## [Short task]
Write out the listing below without alteration, omitting its pictures.

## [Data lines]

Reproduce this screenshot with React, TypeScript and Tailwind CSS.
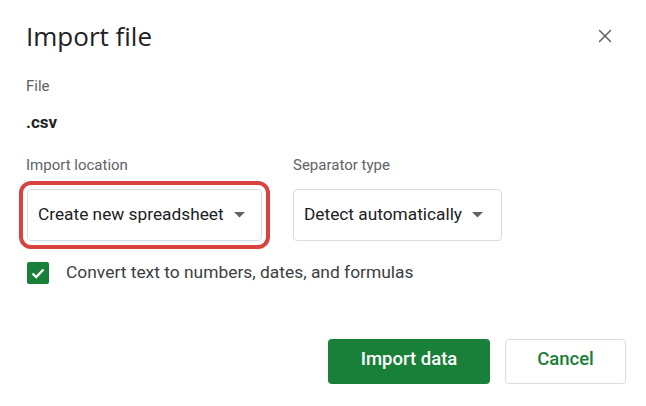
import { X } from "lucide-react"

function Caret() {
  return (
    <svg width="11" height="6" viewBox="0 0 11 6" className="ml-[10px] shrink-0">
      <path d="M0 0 L11 0 L5.5 5.5 Z" fill="#5f6368" />
    </svg>
  )
}

export default function App() {
  return (
    <div
      className="w-[646px] h-[406px] bg-white text-[#202124] flex flex-col pl-[26px] pr-[20px] pt-[20px]"
      style={{ fontFamily: "Roboto, 'Open Sans', sans-serif" }}
    >
      <div className="flex items-center justify-between">
        <h1 className="text-[26px] leading-[32px] text-[#202124]" style={{ fontFamily: "'Open Sans', Roboto, sans-serif" }}>
          Import file
        </h1>
        <X className="w-[22px] h-[22px] mr-[10px] text-[#5f6368]" strokeWidth={1.6} />
      </div>

      <div className="mt-[24px] text-[15px] leading-[20px] text-[#5f6368]">File</div>
      <div className="mt-[16px] text-[17px] leading-[20px] font-bold text-[#202124]">.csv</div>

      <div className="mt-[23px] flex">
        <div className="flex flex-col">
          <div className="text-[15px] leading-[20px] text-[#5f6368]">Import location</div>
          <div className="mt-[14px] ml-[1px] w-[235px] h-[52px] flex items-center pl-[10px] border border-[#dadce0] rounded-[4px] outline-[4px] outline-solid outline-[#d8423f] outline-offset-[4px]">
            <span className="text-[17.3px] whitespace-nowrap">Create new spreadsheet</span>
            <Caret />
          </div>
        </div>
        <div className="flex flex-col ml-[31px]">
          <div className="text-[15px] leading-[20px] text-[#5f6368]">Separator type</div>
          <div className="mt-[14px] w-[209px] h-[52px] flex items-center pl-[10px] border border-[#dadce0] rounded-[4px]">
            <span className="text-[17.3px] whitespace-nowrap">Detect automatically</span>
            <Caret />
          </div>
        </div>
      </div>

      <div className="mt-[20px] flex items-center ml-[1px]">
        <div className="w-[22px] h-[22px] rounded-[2px] bg-[#188038] flex items-center justify-center">
          <svg width="16" height="16" viewBox="0 0 16 16">
            <path d="M2.5 8.5 L6.2 12 L13.5 4.5" stroke="white" strokeWidth="2.4" fill="none" />
          </svg>
        </div>
        <span className="ml-[17px] text-[17.4px] leading-[22px] pb-[2px] text-[#3c4043]">Convert text to numbers, dates, and formulas</span>
      </div>

      <div className="mt-[54px] flex justify-end gap-[15px]">
        <button className="w-[162px] h-[45px] pb-[3px] rounded-[4px] bg-[#188038] text-white text-[18.5px] font-medium">
          Import data
        </button>
        <button className="w-[121px] h-[45px] pb-[3px] rounded-[4px] bg-white border border-[#dadce0] text-[#188038] text-[18.5px] font-medium">
          Cancel
        </button>
      </div>
    </div>
  )
}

## [Worked solution]
Reproduce this screenshot with React, TypeScript and Tailwind CSS.
import { X } from "lucide-react"

function Caret() {
  return (
    <svg width="11" height="6" viewBox="0 0 11 6" className="ml-[10px] shrink-0">
      <path d="M0 0 L11 0 L5.5 5.5 Z" fill="#5f6368" />
    </svg>
  )
}

export default function App() {
  return (
    <div
      className="w-[646px] h-[406px] bg-white text-[#202124] flex flex-col pl-[26px] pr-[20px] pt-[20px]"
      style={{ fontFamily: "Roboto, 'Open Sans', sans-serif" }}
    >
      <div className="flex items-center justify-between">
        <h1 className="text-[26px] leading-[32px] text-[#202124]" style={{ fontFamily: "'Open Sans', Roboto, sans-serif" }}>
          Import file
        </h1>
        <X className="w-[22px] h-[22px] mr-[10px] text-[#5f6368]" strokeWidth={1.6} />
      </div>

      <div className="mt-[24px] text-[15px] leading-[20px] text-[#5f6368]">File</div>
      <div className="mt-[16px] text-[17px] leading-[20px] font-bold text-[#202124]">.csv</div>

      <div className="mt-[23px] flex">
        <div className="flex flex-col">
          <div className="text-[15px] leading-[20px] text-[#5f6368]">Import location</div>
          <div className="mt-[14px] ml-[1px] w-[235px] h-[52px] flex items-center pl-[10px] border border-[#dadce0] rounded-[4px] outline-[4px] outline-solid outline-[#d8423f] outline-offset-[4px]">
            <span className="text-[17.3px] whitespace-nowrap">Create new spreadsheet</span>
            <Caret />
          </div>
        </div>
        <div className="flex flex-col ml-[31px]">
          <div className="text-[15px] leading-[20px] text-[#5f6368]">Separator type</div>
          <div className="mt-[14px] w-[209px] h-[52px] flex items-center pl-[10px] border border-[#dadce0] rounded-[4px]">
            <span className="text-[17.3px] whitespace-nowrap">Detect automatically</span>
            <Caret />
          </div>
        </div>
      </div>

      <div className="mt-[20px] flex items-center ml-[1px]">
        <div className="w-[22px] h-[22px] rounded-[2px] bg-[#188038] flex items-center justify-center">
          <svg width="16" height="16" viewBox="0 0 16 16">
            <path d="M2.5 8.5 L6.2 12 L13.5 4.5" stroke="white" strokeWidth="2.4" fill="none" />
          </svg>
        </div>
        <span className="ml-[17px] text-[17.4px] leading-[22px] pb-[2px] text-[#3c4043]">Convert text to numbers, dates, and formulas</span>
      </div>

      <div className="mt-[54px] flex justify-end gap-[15px]">
        <button className="w-[162px] h-[45px] pb-[3px] rounded-[4px] bg-[#188038] text-white text-[18.5px] font-medium">
          Import data
        </button>
        <button className="w-[121px] h-[45px] pb-[3px] rounded-[4px] bg-white border border-[#dadce0] text-[#188038] text-[18.5px] font-medium">
          Cancel
        </button>
      </div>
    </div>
  )
}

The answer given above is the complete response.